Sacramento Superior Court Judge Timothy M. Frawley issued a tentative ruling Thursday that rejected efforts by death penalty proponents to change the wording on a ballot measure that would repeal capital punishment in California.
Attorneys for the state prosecutors association – district attorneys Jan Scully of Sacramento, Steve Cooley of Los Angeles and Elizabeth Egan of Fresno – charged in a lawsuit that the ballot wording unfairly suggests that Proposition 34 would save money and force convicted murders to work in prison, which they already are required to do.
Frawley has scheduled a hearing for 10 a.m. today to give the prosecutors an opportunity to change his mind.
The judge said in his tentative ruling he "finds nothing false or misleading" in the ballot-label wording on the death penalty measure.
The ballot title and summary "arguably is misleading in that it suggests that the measure will impose new work and restitution requirements" on life-term prisoners, Frawley said in his four-page ruling. But he said the confusion is the result of "the measure itself," and not the attorney general's wording, which he said "accurately summarized what the measure does."
Earlier coverage of one challenge to the SAFE California ballot initiative is at the link. Earlier coverage of the initiative, Prop. 34, is also available.
UPDATE - The Sunday San Franicsco Chronicle reports, "Death penalty measure's accuracy upheld," by Bob Egelko
The state's ballot description of a measure to abolish California's death penalty has survived a challenge to arguments about the money Proposition 34 would save and its requirement that current Death Row inmates work in prison.

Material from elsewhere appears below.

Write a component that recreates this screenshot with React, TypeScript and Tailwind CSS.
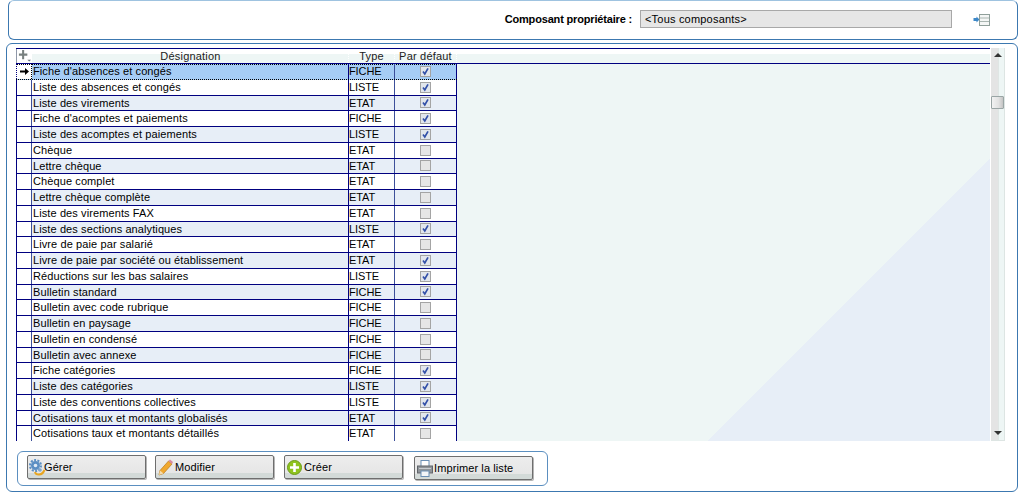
import React from "react";

type Row = [string, string, boolean];
const rows: Row[] = [
  ["Fiche d'absences et congés", "FICHE", true],
  ["Liste des absences et congés", "LISTE", true],
  ["Liste des virements", "ETAT", true],
  ["Fiche d'acomptes et paiements", "FICHE", true],
  ["Liste des acomptes et paiements", "LISTE", true],
  ["Chèque", "ETAT", false],
  ["Lettre chèque", "ETAT", false],
  ["Chèque complet", "ETAT", false],
  ["Lettre chèque complète", "ETAT", false],
  ["Liste des virements FAX", "ETAT", false],
  ["Liste des sections analytiques", "LISTE", true],
  ["Livre de paie par salarié", "ETAT", false],
  ["Livre de paie par société ou établissement", "ETAT", true],
  ["Réductions sur les bas salaires", "LISTE", true],
  ["Bulletin standard", "FICHE", true],
  ["Bulletin avec code rubrique", "FICHE", false],
  ["Bulletin en paysage", "FICHE", false],
  ["Bulletin en condensé", "FICHE", false],
  ["Bulletin avec annexe", "FICHE", false],
  ["Fiche catégories", "FICHE", true],
  ["Liste des catégories", "LISTE", true],
  ["Liste des conventions collectives", "LISTE", true],
  ["Cotisations taux et montants globalisés", "ETAT", true],
  ["Cotisations taux et montants détaillés", "ETAT", false],
];

function Check({ on }: { on: boolean }) {
  return (
    <svg width="11" height="11" viewBox="0 0 11 11" className="block">
      <rect x="0.5" y="0.5" width="10" height="10" fill={on ? "#e2e6ec" : "#e6e6e6"} stroke="#a4a4a4" />
      {on && <path d="M3 5.5 L4.8 8 L8 2.4" fill="none" stroke="#3350a8" strokeWidth="1.7" />}
    </svg>
  );
}

function Gear() {
  return (
    <svg width="17" height="17" viewBox="0 0 17 17">
      <circle cx="6.5" cy="6.5" r="4.5" fill="#5b8fc4" />
      <circle cx="6.5" cy="6.5" r="5.5" fill="none" stroke="#5b8fc4" strokeWidth="2" strokeDasharray="2 1.4" />
      <circle cx="6.5" cy="6.5" r="1.8" fill="#dfeaf5" />
      <circle cx="11" cy="11" r="1.8" fill="#7ea7d0" />
      <path d="M6 13 C7 16.5 13 17 15.5 11" fill="none" stroke="#e8a520" strokeWidth="2" />
    </svg>
  );
}

function Pencil() {
  return (
    <svg width="15" height="17" viewBox="0 0 15 17">
      <path d="M1 16 L2 11.5 L10.5 2 L14 5 L5.5 14.5 Z" fill="#f0a830" stroke="#b87818" strokeWidth="0.7" />
      <path d="M10.5 2 L12 0.5 L15 3 L14 5 Z" fill="#d98aa0" />
      <path d="M1 16 L2 11.5 L5.5 14.5 Z" fill="#f3dcb0" />
    </svg>
  );
}

function PlusIcon() {
  return (
    <svg width="15" height="15" viewBox="0 0 15 15">
      <circle cx="7.5" cy="7.5" r="7" fill="#8fc31f" stroke="#6c9a18" />
      <path d="M7.5 3 V12 M3 7.5 H12" stroke="#ffffff" strokeWidth="2.6" />
    </svg>
  );
}

function Printer() {
  return (
    <svg width="16" height="17" viewBox="0 0 16 17">
      <rect x="4" y="0.5" width="8" height="6" fill="#ffffff" stroke="#6a8fb5" />
      <rect x="0.5" y="6" width="15" height="7" fill="#8f9499" stroke="#60656a" />
      <rect x="2" y="8" width="12" height="1" fill="#c8ccd0" />
      <rect x="4" y="11" width="8" height="5.5" fill="#f2f5f8" stroke="#6a8fb5" />
    </svg>
  );
}

function Btn({ icon, label, cls }: { icon: React.ReactNode; label: string; cls: string }) {
  return (
    <button
      className={`flex h-[24px] w-[119px] items-center rounded-[2px] border border-[#6e6e6e] bg-[linear-gradient(#ededed_0,#e6e6e6_17px,#d3dad8_17px)] text-[11px] leading-none text-black shadow-[1px_1px_0_#b5b5b5] ${cls}`}
    >
      {icon}
      <span className="tracking-[0.1px]">{label}</span>
    </button>
  );
}

export default function App() {
  return (
    <div className="flex h-[494px] w-[1022px] flex-col overflow-hidden bg-white font-['Liberation_Sans',Arial,sans-serif] text-[11px] text-black">
      <div className="ml-[8px] mr-[4px] flex h-[40px] items-start rounded-[6px] border border-[#3c78b0] border-t-[#9fc3e0] pt-[9px]">
        <div className="ml-auto flex items-center">
          <span className="mr-[8px] text-[11px] leading-[18px] font-bold tracking-[-0.17px]">Composant propriétaire :</span>
          <div className="flex h-[18px] w-[312px] items-center border border-[#a8a8a8] bg-[#e6e6e6] pl-[4px] text-[11px] tracking-[0.2px]">
            {"<Tous composants>"}
          </div>
          <svg width="17" height="13" viewBox="0 0 17 13" className="mr-[27px] ml-[21px]">
            <path d="M6.5 6.5 L3.5 3.5 V5 H0.5 V8 H3.5 V9.5 Z" fill="#3d88c8" />
            <rect x="6.5" y="1.5" width="10" height="11" fill="#f4f6f5" stroke="#8f9f9a" />
            <path d="M7 5 H16 M7 8.5 H16" stroke="#a9b5b1" />
          </svg>
        </div>
      </div>

      <div className="mt-[3px] mr-[4px] ml-[6px] flex h-[449px] flex-col rounded-[6px] border border-[#3c78b0]">
        <div className="mt-[4px] ml-[9px] flex h-[393px] w-[989px]">
          <div className="flex h-full w-[975px] flex-col overflow-hidden">
            <div className="flex h-[16px] border-t border-b border-[#000080] bg-[linear-gradient(#ffffff_5px,#eef6f5_5px)] text-[11px] leading-[15px] tracking-[0.2px] text-[#222]">
              <div className="flex w-[16px] items-start border-l border-[#8f98a8] bg-white pl-[1px]">
                <svg width="15" height="14" viewBox="0 0 15 14">
                  <path d="M5.5 0.5 V10.5 M1 5.5 H10" stroke="#78807f" strokeWidth="2.2" />
                  <path d="M10 11 H14 L12 13 Z" fill="#707a7a" />
                </svg>
              </div>
              <div className="w-[316px] pl-[1px] text-center">Désignation</div>
              <div className="w-[46px] border-l border-dotted border-white text-center">Type</div>
              <div className="w-[63px] border-x border-dotted border-white text-center">Par défaut</div>
            </div>
            <div className="flex min-h-0 flex-1">
              <div className="w-[441px] shrink-0">
                {rows.map(([name, type, on], i) => {
                  const sel = i === 0;
                  const dots = "bg-[repeating-linear-gradient(90deg,#000_0_1px,transparent_1px_2px)] bg-[length:100%_1px] bg-no-repeat";
                  const bg = sel ? `bg-[#a6cdf5] ${dots}` : i % 2 === 0 ? "bg-[#e7eef7]" : "bg-white";
                  const edge = sel
                    ? "border-b border-dotted border-black"
                    : "border-b border-[#000080]";
                  return (
                    <div key={name} className={`flex h-[15.75px] leading-[15.5px] tracking-[0.1px] ${bg} ${edge}`}>
                      <div
                        className={`flex w-[16px] shrink-0 items-center justify-center border-l border-[#000080] bg-white ${sel ? `border-r border-dotted border-r-black ${dots}` : "border-r border-r-[#3c4f9a]"}`}
                      >
                        {sel && (
                          <svg width="9" height="9" viewBox="0 0 9 9">
                            <path d="M0 3.5 H5 V1 L9 4.5 L5 8 V5.5 H0 Z" fill="#000" />
                          </svg>
                        )}
                      </div>
                      <div className="w-[316px] shrink-0 overflow-hidden pl-[1px] whitespace-nowrap">{name}</div>
                      <div className="w-[46px] shrink-0 border-l border-[#000080] tracking-[-0.1px]">{type}</div>
                      <div className="flex w-[63px] shrink-0 items-center justify-center border-x border-x-[#000080] border-l-[#3c4f9a]">
                        <Check on={on} />
                      </div>
                    </div>
                  );
                })}
              </div>
              <div className="flex-1 bg-[linear-gradient(135deg,#eef6f5_444px,#e7eef7_444px)]" />
            </div>
          </div>
          <div className="ml-[1px] flex w-[14px] flex-col items-center border-r border-b border-[#dde5e3] bg-[linear-gradient(90deg,#e4e4e4_7px,#dfe6e4_7px,#dfe6e4_8px,#eef6f5_8px)]">
            <svg width="8" height="4" viewBox="0 0 8 4" className="mt-[5px]">
              <path d="M0 4 L4 0 L8 4 Z" fill="#333" />
            </svg>
            <div className="mt-[39px] h-[13px] w-[13px] shrink-0 rounded-[1px] border border-[#9aa5a5] bg-[linear-gradient(90deg,#f2f2f2,#e2e2e2_60%,#c4c4c4)]" />
            <div className="flex-1" />
            <svg width="8" height="4" viewBox="0 0 8 4" className="mb-[5px]">
              <path d="M0 0 L8 0 L4 4 Z" fill="#333" />
            </svg>
          </div>
        </div>

        <div className="mt-[10px] ml-[10px] flex h-[35px] w-[531px] items-start rounded-[6px] border border-[#5b8fc0] pt-[3px] pl-[9px]">
          <Btn icon={<Gear />} label="Gérer" cls="gap-0 pl-[1px] [&>svg]:mr-[-2px]" />
          <Btn icon={<Pencil />} label="Modifier" cls="ml-[9px] gap-[2px] pl-[2px]" />
          <Btn icon={<PlusIcon />} label="Créer" cls="ml-[10px] gap-[2px] pl-[2px]" />
          <Btn icon={<Printer />} label="Imprimer la liste" cls="mt-[1px] ml-[11px] gap-[1px] pl-[2px]" />
        </div>
      </div>
    </div>
  );
}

Sacramento County Superior Court Judge Timothy Frawley upheld the accuracy of the state's official title and summary of Prop. 34 and almost all of the ballot arguments of its supporters in time for Monday's deadline for sending the materials to the state printer.
The challenge came from prosecutors and law enforcement groups. At a hearing Friday, Frawley ordered one minor change in the wording of the arguments, in a passage that declared the measure - which would cut current spending on trials, appeals and inmate housing - "redirects $100 million to law enforcement to solve rapes and murders."
"Redirects" is misleading, Frawley said, because the $100 million would be drawn from the state's general fund, not from any savings generated by eliminating the death penalty. He ordered the word changed to "directs" to make it clear that the money would come from a separate source.
But the judge upheld the state's title and summary, drafted by Attorney General Kamala Harris' office, that says Prop. 34 would save the state and local governments about $130 million a year. Frawley also upheld ballot language saying the measure would replace the death penalty with a sentence of life imprisonment without the possibility of parole, and would require convicted murderers to work in prison to earn compensation for their victims' families.
Those arguments are potentially important because Prop. 34's backers are trying to focus the campaign on the costs of the death penalty and the alternative of a life-without-parole sentence rather than on the viciousness of the underlying crimes, a key source of public support for capital punishment in opinion polls.